MORE than 250 Ripon Grammar School students have been taught valuable life-saving skills.
Pupils from Years 7 and 8 joined around 40,000 students throughout Yorkshire to receive cardiopulmonary resuscitation (CPR) training on Restart a Heart Day.
Design technology teacher Rebecca Stevenson, who co-ordinated the event at RGS, thanked the Yorkshire Ambulance and Fire and Rescue services for running the training sessions, adding: "It's been a fantastic opportunity for all our first and second year students to learn a valuable life-saving skill. They are now much more knowledgeable and confident in relation to emergency situations."
RGS is one of a record-breaking number of 165 schools in the county to join in the sixth annual Restart a Heart Day programme. Led by the Resuscitation Council (UK) in partnership with The British Heart Foundation, British Red Cross, St John Ambulance, and Yorkshire Ambulance Service, the one-day event aims to improve the low numbers of people surviving out-of-hospital cardiac arrests.
Currently in the UK, fewer than one in ten people survive a cardiac arrest. In countries like Norway, where CPR is taught in schools, one in four people survive. To date, the Yorkshire Ambulance Service has taught the vital life-saving skills to more than 105,000 schoolchildren with the aim of improving these figures.
Yorkshire Ambulance Service community resuscitation manager Jason Carlyon said: “We are overwhelmed with the response to this year’s campaign which continues to go from strength to strength.

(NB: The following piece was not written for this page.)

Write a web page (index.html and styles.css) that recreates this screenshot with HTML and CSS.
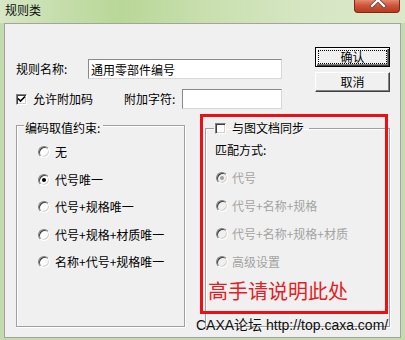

"What happens in the first few moments of a cardiac arrest is critical and we would encourage members of the public to perform CPR and retrieve the nearest defibrillator to give that patient the best possible chance of survival. The worst thing anyone can do is nothing."

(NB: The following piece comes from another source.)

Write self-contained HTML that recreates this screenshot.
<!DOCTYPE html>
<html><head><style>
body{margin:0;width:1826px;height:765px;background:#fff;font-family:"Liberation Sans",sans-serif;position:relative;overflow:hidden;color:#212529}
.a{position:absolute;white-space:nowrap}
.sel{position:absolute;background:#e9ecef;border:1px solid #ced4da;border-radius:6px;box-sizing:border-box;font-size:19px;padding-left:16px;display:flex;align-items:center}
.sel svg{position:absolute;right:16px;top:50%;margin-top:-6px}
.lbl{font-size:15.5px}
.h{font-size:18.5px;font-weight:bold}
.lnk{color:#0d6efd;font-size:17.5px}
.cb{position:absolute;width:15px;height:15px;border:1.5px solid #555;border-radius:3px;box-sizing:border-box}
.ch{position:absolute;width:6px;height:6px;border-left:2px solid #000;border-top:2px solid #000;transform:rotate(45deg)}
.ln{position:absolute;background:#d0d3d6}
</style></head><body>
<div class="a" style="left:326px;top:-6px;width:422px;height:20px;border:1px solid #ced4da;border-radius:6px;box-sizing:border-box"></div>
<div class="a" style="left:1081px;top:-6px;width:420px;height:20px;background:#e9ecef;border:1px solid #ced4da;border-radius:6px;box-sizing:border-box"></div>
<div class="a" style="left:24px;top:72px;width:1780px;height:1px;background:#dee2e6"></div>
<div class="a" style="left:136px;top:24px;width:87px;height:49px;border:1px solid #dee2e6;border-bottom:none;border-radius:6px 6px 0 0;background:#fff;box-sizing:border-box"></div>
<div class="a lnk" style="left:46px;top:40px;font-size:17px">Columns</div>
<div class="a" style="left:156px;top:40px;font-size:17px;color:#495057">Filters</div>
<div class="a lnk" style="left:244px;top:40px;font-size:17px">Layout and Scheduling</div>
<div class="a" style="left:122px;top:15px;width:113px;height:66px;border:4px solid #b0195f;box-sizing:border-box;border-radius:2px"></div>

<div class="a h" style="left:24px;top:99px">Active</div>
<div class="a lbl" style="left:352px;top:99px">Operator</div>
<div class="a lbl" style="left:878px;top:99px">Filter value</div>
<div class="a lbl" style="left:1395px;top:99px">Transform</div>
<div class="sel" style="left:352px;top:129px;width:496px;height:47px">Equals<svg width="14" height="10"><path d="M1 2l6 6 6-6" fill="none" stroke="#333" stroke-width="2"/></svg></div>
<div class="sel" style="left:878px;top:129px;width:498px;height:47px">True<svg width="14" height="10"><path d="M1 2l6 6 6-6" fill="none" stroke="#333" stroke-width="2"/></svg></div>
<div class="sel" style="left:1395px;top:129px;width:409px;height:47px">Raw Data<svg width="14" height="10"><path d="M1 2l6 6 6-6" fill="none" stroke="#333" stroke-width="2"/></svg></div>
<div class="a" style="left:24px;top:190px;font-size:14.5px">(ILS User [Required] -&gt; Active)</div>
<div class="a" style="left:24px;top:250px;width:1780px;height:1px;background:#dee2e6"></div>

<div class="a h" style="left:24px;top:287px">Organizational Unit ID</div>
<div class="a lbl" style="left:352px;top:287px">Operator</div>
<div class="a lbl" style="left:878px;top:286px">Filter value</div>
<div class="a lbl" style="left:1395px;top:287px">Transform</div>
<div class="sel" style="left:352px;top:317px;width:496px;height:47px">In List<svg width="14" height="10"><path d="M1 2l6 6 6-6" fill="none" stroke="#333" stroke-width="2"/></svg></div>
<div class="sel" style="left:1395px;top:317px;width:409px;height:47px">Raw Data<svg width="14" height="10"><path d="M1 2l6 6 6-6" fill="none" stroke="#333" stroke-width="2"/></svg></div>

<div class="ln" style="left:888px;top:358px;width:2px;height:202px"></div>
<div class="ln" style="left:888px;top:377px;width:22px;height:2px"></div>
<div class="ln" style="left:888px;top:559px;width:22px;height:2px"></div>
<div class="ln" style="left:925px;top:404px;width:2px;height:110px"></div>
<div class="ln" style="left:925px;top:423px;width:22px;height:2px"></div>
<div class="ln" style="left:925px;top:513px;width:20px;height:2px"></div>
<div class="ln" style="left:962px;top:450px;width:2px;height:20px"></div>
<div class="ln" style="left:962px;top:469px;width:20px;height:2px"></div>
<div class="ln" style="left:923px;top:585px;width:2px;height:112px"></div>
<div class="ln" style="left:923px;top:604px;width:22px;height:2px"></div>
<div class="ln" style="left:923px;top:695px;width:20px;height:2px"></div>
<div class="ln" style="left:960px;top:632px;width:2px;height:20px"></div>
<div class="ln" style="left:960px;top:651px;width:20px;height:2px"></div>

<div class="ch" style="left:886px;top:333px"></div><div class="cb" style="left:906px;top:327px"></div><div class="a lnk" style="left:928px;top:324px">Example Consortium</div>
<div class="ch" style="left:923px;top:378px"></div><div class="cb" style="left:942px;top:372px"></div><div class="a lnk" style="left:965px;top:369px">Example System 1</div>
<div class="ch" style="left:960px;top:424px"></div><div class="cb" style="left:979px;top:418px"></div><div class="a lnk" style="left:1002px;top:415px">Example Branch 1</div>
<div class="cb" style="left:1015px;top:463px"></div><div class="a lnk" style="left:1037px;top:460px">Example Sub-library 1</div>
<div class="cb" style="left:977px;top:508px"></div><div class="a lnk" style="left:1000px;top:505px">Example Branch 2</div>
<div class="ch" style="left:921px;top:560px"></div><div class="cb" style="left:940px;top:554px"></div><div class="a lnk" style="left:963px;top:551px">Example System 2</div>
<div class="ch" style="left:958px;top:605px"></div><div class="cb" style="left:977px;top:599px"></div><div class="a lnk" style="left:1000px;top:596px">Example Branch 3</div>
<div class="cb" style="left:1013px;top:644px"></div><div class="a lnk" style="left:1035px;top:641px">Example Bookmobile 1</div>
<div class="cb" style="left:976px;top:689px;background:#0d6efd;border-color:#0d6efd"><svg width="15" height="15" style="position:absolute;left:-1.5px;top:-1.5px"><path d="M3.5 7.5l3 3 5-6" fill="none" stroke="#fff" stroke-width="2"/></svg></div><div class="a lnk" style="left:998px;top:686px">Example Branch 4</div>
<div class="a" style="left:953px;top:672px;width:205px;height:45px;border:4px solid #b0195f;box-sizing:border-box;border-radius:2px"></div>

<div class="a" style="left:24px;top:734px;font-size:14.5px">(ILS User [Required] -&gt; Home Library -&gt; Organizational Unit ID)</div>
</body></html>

As the annual Restart a Heart initiative, piloted by the YAS, is now marked all over the world, one recent survey by the Resuscitation Council (UK) and St John Ambulance shows that people in Yorkshire are more likely to perform CPR on a stranger than anywhere else in the country.
Andy Lockey, vice president of the Resuscitation Council (UK) and Restart a Heart Day lead said: "Training is the biggest factor in the likelihood of intervention - validating the need for as many people as possible to learn the simple skills needed to save a life. Cardiac arrest can happen to anyone, at any time. In an emergency, CPR can't wait."